Friday, March 30, 2007

Poetry Magazine

Here is a poetry magazine project that can be helpful for all grade levels. I chose mine for high school and middle school, but all levels apply.

Wednesday, March 28, 2007

The Collected Poems by Theodore Roethke

Poetry Break 5: A poem with a refrain or chorus

Introduction: Teach students about refrain by analyzing song lyrics. Afterwards, students are to read "The Waking" and identify refrain in the poem.

Book: The Collected Poems by Theodore Roethke
Author: Theodore Roethke
Published: 1974

"The Waking"
by Theodore Roethke

I wake to sleep and take my waking slow.
I feel my fate in what I cannot fear.
I learn by going where I have to go. (refrain)

We think by feeling. What is there to know?
I hear my being dance from ear to ear.
I wake to sleep and take my waking slow. (refrain)

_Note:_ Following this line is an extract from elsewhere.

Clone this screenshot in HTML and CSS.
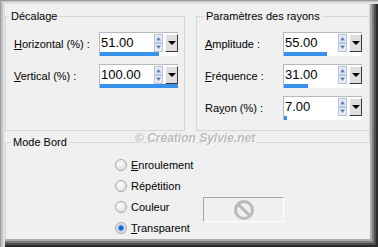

Of those so close beside me, which are you?
God bless the Ground! I shall walk softly there,
And learn by going where I have to go. (refrain)

Light takes the Tree; but who can tell us how?
The lowly worm climbs up a winding stair;
I wake to sleep and take my waking slow. (refrain)

Great Nature has another thing to do
To you and me; so take the lively air,
And, lovely, learn by going where to go. (refrain)

This shaking keeps me steady. I should know.
What falls away is always. And is near.
I wake to sleep, and take my waking slow. (refrain)
I learn by going where I have to go. (refrain)

Extension: Have students create their own poem using a chorus or refrain. Students will present their work in front of the class in their own creative way. Some students can rap their poem, some can work in pairs and play an instrument while singing their poem, while others can read it with voice and emotion to the class.

Saturday, March 17, 2007

Poetry in Science

"The Movement of Planets"

Thursday, March 8, 2007

Budding Poets


"Spring" by Francisco X. Alarcón

Poetry Break 4: Spring Poetry.

Introduction: Student will learn personification and imagery by utilizing magazine photos and describing them in detail.

Teacher will teach personification by reading the following poem by Francisco X. Alarcón.

Book: Laughing Tomatoes and Other Spring Poems
Author: Francisco X. Alarcón
Published: 1997

"Spring"
by Francisco X. Alarcón

The hills
are starting
to crack
a green smile
once again

Extension:

After reading "Spring" with the class, students will gather photographs of images that represent a season from magazine stacks in the classroom. Students will not reveal the identity of the season they chose. Using five sheets of cardstock paper, students will create a poetry book. They are to paste the photograph images onto their book pages and write a poem for each image using details. This will help students understand imagery. Students will also include personification in their poetry.

Once their work is complete, they will present it to the class by reading one poem and allowing the class to guess which season they wrote about. Each individual student will reveal their season after the class has agreed on an answer.

Thursday, March 1, 2007

How I loved that dog...


Love that Dog by Sharon Creech

Creech, Sharon. Love that Dog. New York, NY. HarperTrophy. 2003.

A novel written in free verse, Sharon Creech's Love that Dog is an inspirational and emotional novel that takes the reader from happy events all the way to sad situations that may cause the reader to shed a tear or two.

Creech's novel is created to demonstrate one boy's fear and even hate of poetry. This boy named Jack has such a dislike for poetry, that he determines at one point that it is not for him.

If it was not for Miss Strechberry, Jack would have never been exposed to poets such as Walter Dean Myers and Robert Frost. This causes Jack to see poetry different from being useless. He learns to craft words into emotions and emotions into words.


Jack writes to his favorite poet, Walter Dean Myers, who wrote Love that Boy and later receives a visit from the author himself.

Through his journey with verse, he learns to cope with issues that life gives him such as the death of his beloved bestfriend, his dog Sky. Jack, after reading Love that Boy and meeting the author, writes a tribute poem for Sky and calls it Love that Dog. He is finally able, through poetry, to admit to himself that his loved pet is gone.

After admitting defeat and accepting reality, Jack undergoes a transformation from a young poetry-hating boy in denial to a young man who learns to release love and emotion on a blank piece of paper, and loving every verse.